One usually proves these facts by explicitly computing the joint intensity of the eigenvalues of an $N\times N$ GUE matrix -- extracting in this way the square of a Vandermonde determinant term -- then using orthogonal polynomials and Gaudin's lemma to find the correlation functions of GUE, and finally using something like Plancherel-Rotach asymptotics to evaluate the correlation function in the limit. A similar process holds for unitary matrices, with the first step just being the Weyl integration formula. This all is outlined in Bourgade and Keating's note.

My question is whether there is a less computational approach to see that the eigenvalues of a random $GUE(N)$ matrix and the eigenangles of a random $U(N)$ matrix tend locally to the same distribution (bypassing that this distribution is the sine-kernel process). To make the question more precise, is there for instance a simple demonstration of the fact that for nice test functions $\eta$, and $E\in(-2,2)$,

$$ \lim_{N\rightarrow\infty}\mathbb{E}_{U(N)} \sum_{i\neq j} \eta(N\theta_i,N\theta_j) = \lim_{N\rightarrow\infty} \mathbb{E}_{GUE(N)} \sum_{i\neq j}\eta\big( N\rho_{sc}(E)(\lambda_i-E), N\rho_{sc}(E)(\lambda_j-E) \big) $$

without actually computing what either limit is? (Or indeed, even doing so much computation as to extract a Vandermonde squared term.)

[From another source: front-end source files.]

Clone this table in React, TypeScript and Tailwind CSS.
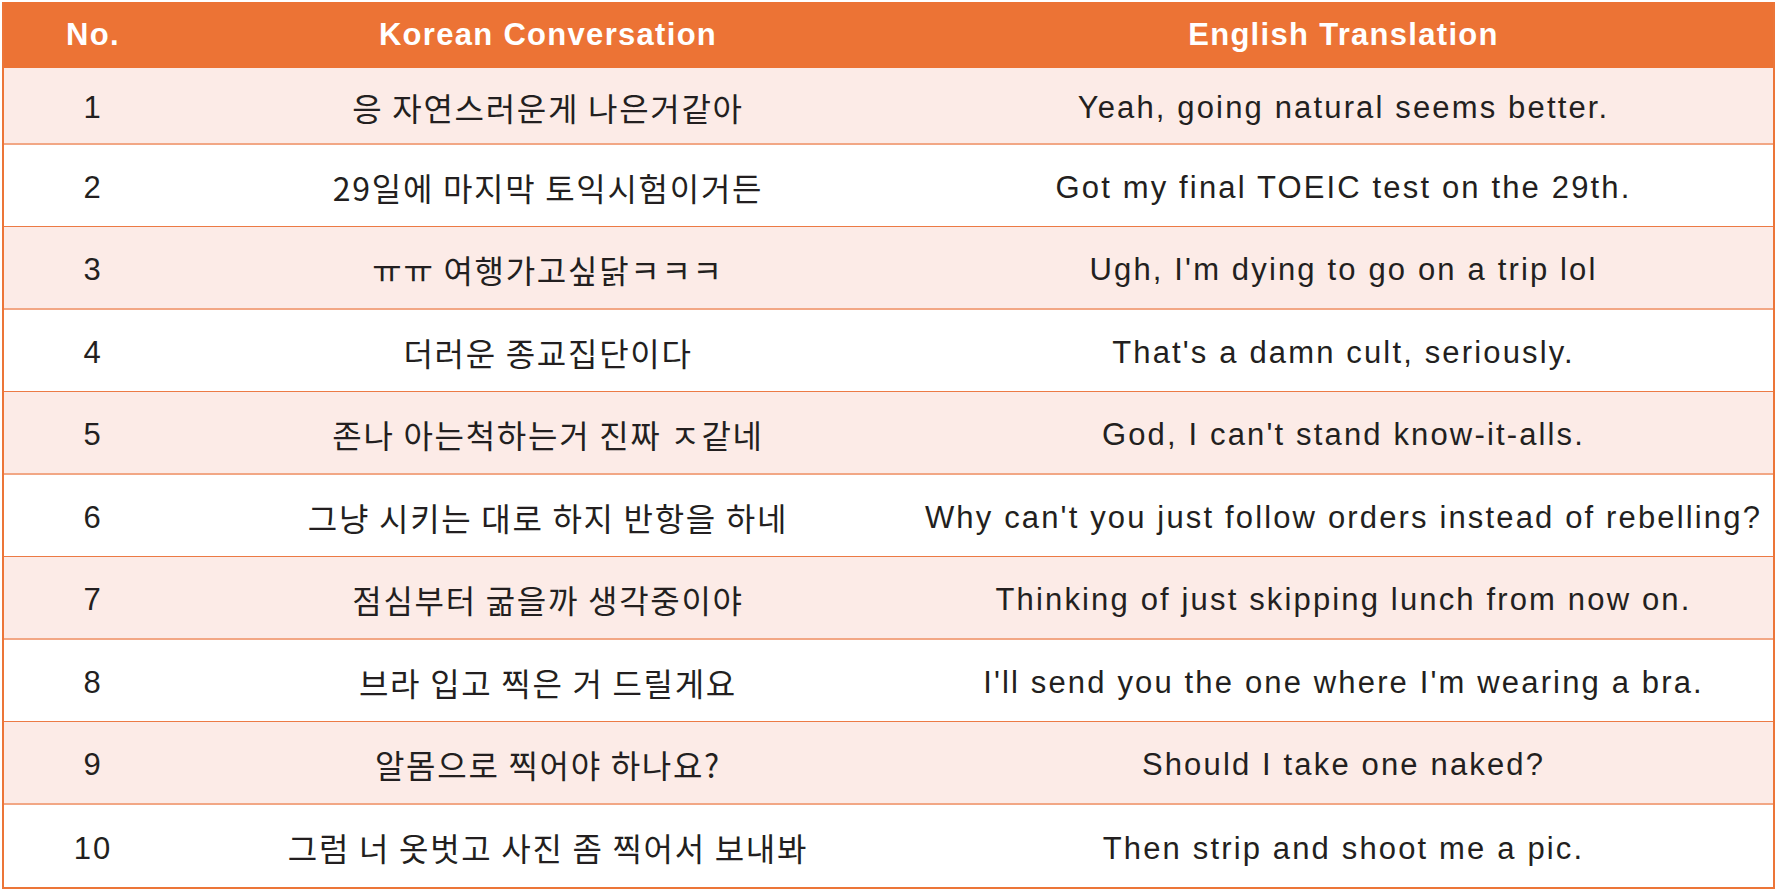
import React from "react";

const rows: { no: string; ko: string; en: string; h: string }[] = [
  { no: "1", ko: "응 자연스러운게 나은거같아", en: "Yeah, going natural seems better.", h: "h-[77px]" },
  { no: "2", ko: "29일에 마지막 토익시험이거든", en: "Got my final TOEIC test on the 29th.", h: "h-[82px]" },
  { no: "3", ko: "ㅠㅠ 여행가고싶닭ㅋㅋㅋ", en: "Ugh, I'm dying to go on a trip lol", h: "h-[83px]" },
  { no: "4", ko: "더러운 종교집단이다", en: "That's a damn cult, seriously.", h: "h-[82px]" },
  { no: "5", ko: "존나 아는척하는거 진짜 ㅈ같네", en: "God, I can't stand know-it-alls.", h: "h-[83px]" },
  { no: "6", ko: "그냥 시키는 대로 하지 반항을 하네", en: "Why can't you just follow orders instead of rebelling?", h: "h-[82px]" },
  { no: "7", ko: "점심부터 굶을까 생각중이야", en: "Thinking of just skipping lunch from now on.", h: "h-[83px]" },
  { no: "8", ko: "브라 입고 찍은 거 드릴게요", en: "I'll send you the one where I'm wearing a bra.", h: "h-[82px]" },
  { no: "9", ko: "알몸으로 찍어야 하나요?", en: "Should I take one naked?", h: "h-[83px]" },
  { no: "10", ko: "그럼 너 옷벗고 사진 좀 찍어서 보내봐", en: "Then strip and shoot me a pic.", h: "h-[82px]" },
];

export default function App() {
  return (
    <div className="w-[1778px] h-[891px] bg-white pl-[2px] pt-[2px]">
      <div className="w-[1773px] border-x-2 border-b-2 border-[#EC7538] font-['Liberation_Sans','Noto_Sans_CJK_KR',sans-serif] text-[#231F20]">
        <div className="flex h-[66px] items-center bg-[#EC7335] text-white font-bold text-[31px] tracking-[1.3px]">
          <div className="w-[178px] text-center">No.</div>
          <div className="w-[732px] text-center">Korean Conversation</div>
          <div className="flex-1 text-center">English Translation</div>
        </div>
        {rows.map((r, i) => {
          const pink = i % 2 === 0;
          const last = i === rows.length - 1;
          return (
            <div
              key={r.no}
              className={`flex items-center pt-[6px] ${r.h} ${pink ? "bg-[#FCEBE7]" : "bg-white"} ${
                last ? "" : pink ? "border-b-2 border-[#F2A785]" : "border-b border-[#EC7A45]"
              }`}
            >
              <div className="w-[178px] text-center text-[31px] tracking-[2px]">{r.no}</div>
              <div className="w-[732px] pb-[4px] text-center text-[32px] tracking-[1.7px] font-['Noto_Sans_CJK_KR',sans-serif]">
                {r.ko}
              </div>
              <div className="flex-1 text-center text-[31px] tracking-[2.15px] whitespace-nowrap">{r.en}</div>
            </div>
          );
        })}
      </div>
    </div>
  );
}
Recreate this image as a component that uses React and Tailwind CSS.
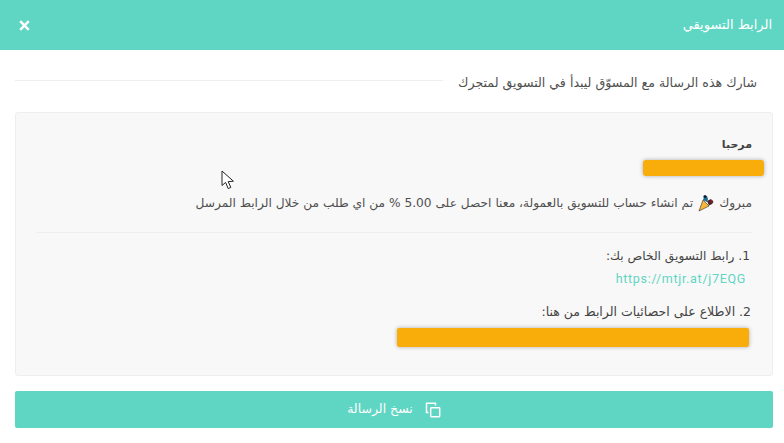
const Party = () => (
  <svg width="16" height="18" viewBox="0 0 16 18" className="mx-[5px] shrink-0">
    <path d="M1 17 L5 6 L11 12 Z" fill="#f5b83d" stroke="#3a2a10" strokeWidth="0.6" />
    <path d="M5 6 L6 3 L9 2 L10 5 L9 8 Z" fill="#1d6f8f" />
    <circle cx="7" cy="2.5" r="1.6" fill="#123" />
    <path d="M9 7 L13 5 L15.5 8 L14 10 L11 11.5 Z" fill="#4a2326" />
    <circle cx="13.5" cy="7.5" r="1.4" fill="#7a2030" />
  </svg>
);

const CopyIcon = () => (
  <svg width="16" height="16" viewBox="0 0 16 16" fill="none" stroke="white" strokeWidth="1.5">
    <rect x="5.7" y="5.7" width="9" height="9" rx="0.6" />
    <path d="M3.5 10.5 H1.5 V1.2 H10.5 V3.5" />
  </svg>
);

const Cursor = () => (
  <svg width="14" height="20" viewBox="0 0 14 20" className="absolute left-[221px] top-[170px]">
    <path d="M1 1 V15.5 L4.6 12.4 L7.2 18.6 L9.8 17.4 L7.2 11.6 L12.4 11.2 Z" fill="white" stroke="#222" strokeWidth="1" />
  </svg>
);

export default function App() {
  const ar = "font-['DejaVu_Sans',sans-serif]";
  return (
    <div dir="rtl" className={`relative w-[784px] h-[443px] overflow-hidden bg-white text-[#444] ${ar}`}>
      <header className="h-[50px] bg-[#5fd5c3] flex items-center justify-between pr-[12px] pl-[19px] text-white">
        <span className="text-[13px]">الرابط التسويقي</span>
        <svg width="11" height="11" viewBox="0 0 11 11" stroke="white" strokeWidth="2.4" fill="none">
          <path d="M1.2 1.2 L9.8 9.8 M9.8 1.2 L1.2 9.8" />
        </svg>
      </header>

      <div className="pr-[11px] pl-[15px]">
        <div className="flex items-center h-[62px] pr-[16px]">
          <span className="pt-[4px] text-[12.6px] text-[#4f4f4f] whitespace-nowrap ml-[15px]">شارك هذه الرسالة مع المسوّق ليبدأ في التسويق لمتجرك</span>
          <div className="flex-1 h-px bg-[#eee] mb-[2px]" />
        </div>

        <div className="h-[264px] bg-[#f8f8f8] border border-[#eee] rounded-[3px] pr-[8px] pl-[20px] pt-[24px]">
          <div className="font-bold text-[11px] leading-[16px] text-[#444] pr-[12px]">مرحبا</div>
          <div className="mt-[7px] w-[121px] h-[16px] bg-[#f9ad0a] rounded-[3px] shadow-[0_0_4px_rgba(0,0,0,0.3)]" />
          <div className="flex items-center mt-[16px] mr-[12px] h-[22px] text-[12.2px] text-[#4f4f4f] whitespace-nowrap">
            <span>مبروك</span>
            <Party />
            <span>تم انشاء حساب للتسويق بالعمولة، معنا احصل على 5.00 % من اي طلب من خلال الرابط المرسل</span>
          </div>
          <div className="h-px bg-[#eee] mt-[18px] mr-[12px]" />
          <div className="mt-[14px] mr-[14px] text-[12.2px] leading-[18px] text-[#444]">1. رابط التسويق الخاص بك:</div>
          <div dir="ltr" className="mt-[5px] mr-[18px] text-right font-['Roboto',sans-serif] text-[12.5px] leading-[18px] tracking-[0.7px] text-[#5fd5c3]">https://mtjr.at/j7EQG</div>
          <div className="mt-[15px] mr-[13px] text-[12.5px] leading-[18px] text-[#444]">2. الاطلاع على احصائيات الرابط من هنا:</div>
          <div className="mt-[7px] mr-[15px] w-[352px] h-[19px] bg-[#f9ad0a] rounded-[2px] shadow-[0_0_4px_rgba(0,0,0,0.3)]" />
        </div>

        <button className="mt-[15px] w-full h-[37px] bg-[#5fd5c3] text-white rounded-[2px] flex items-center justify-center gap-[12px] text-[12.5px]">
          <CopyIcon />
          <span>نسخ الرسالة</span>
        </button>
      </div>
      <Cursor />
    </div>
  );
}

Here $\theta_i\in[-1/2,1/2)$ are the eigenangles of a random unitary matrix, and $\lambda_i$ are the eigenvalues of a random GUE matrix, normalized as in Bourgade and Keating's survey (this is the normalization such that nearly all eigenvalues lie in the interval $(-2,2)$). For the purposes of this question, define the weight $\rho_{sc}$ by the relation $$ \lim_{N\rightarrow\infty}\mathbb{E}_{GUE(N)} \frac{1}{N}\sum_i f( \lambda_i ) = \int f(x) \rho_{sc}(x)\,dx. $$

I'm aware the question is very much a naive one, but I have never gotten an answer that was entirely satisfying to me. I know enough representation theory to recite here the fact that the space of positive definite Hermitian matrices is in correspondence with $GL(N,\mathbb{C})/U(N)$, which is dual to $U(N)$, with a vague sense acquired from multiple sources that this is the relevant fact. I don't understand the theory of symmetric spaces well enough however to see why this implies the formula highlighted above. In general the less algebraic sophistication required to understand an answer the easier it will be for me (and perhaps others) to assimilate.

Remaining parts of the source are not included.